In the summer of 2008, the national average for a gallon of regular gasoline reached $4.114, according to the U.S. Energy Department. In California, a gallon of regular gasoline reached $4.588.

The current national average is $3.407 for a gallon of regular, down from $3.443 last week, according to the AAA Fuel Gauge Report, which tracks closely with the Energy Department numbers. That shattered the old record for this week of the year: $3.013 a gallon, set in 2007.

In California, a gallon of regular gasoline is averaging $3.838, down slightly from $3.841 a week ago. Again, that is substantially higher than the old record for this week of the year of $3.231 a gallon set in 2007.

The primary reason for the stubbornly high prices is demand in Latin and South America, which is driving record U.S. exports of fuel to those parts of the world, particularly in the form of diesel.
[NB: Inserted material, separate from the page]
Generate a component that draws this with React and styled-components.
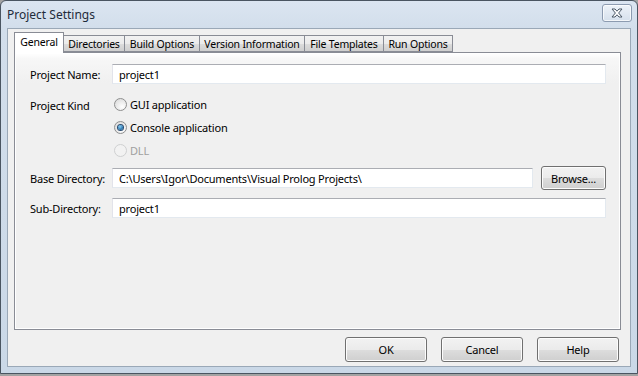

U.S. refiners are also making more diesel at the expense of gasoline production, Kloza said.

"Demand for gasoline is down in the U.S. by 4% compared to last year, but global demand has more than made up for that," Kloza said. "If you want to blame someone for the high prices, blame South America."

Another expert said that gasoline prices could be even worse than they are right now, given that world oil prices are again on the rise.

The European commodities trading benchmark, Brent North Sea crude, was up $2.14 during trading to $114.11 a barrel, its highest since Sept. 15. The U.S. benchmark, West Texas Intermediate crude, was up 77 cents to $95.03 a barrel on the New York Mercantile Exchange.

"The national average is just one penny away from being the lowest we've seen since the start of March, even as crude oil prices have risen," said Patrick DeHaan, senior petroleum analyst for GasBuddy.com. "So it does remain surprising that average prices have moved very little."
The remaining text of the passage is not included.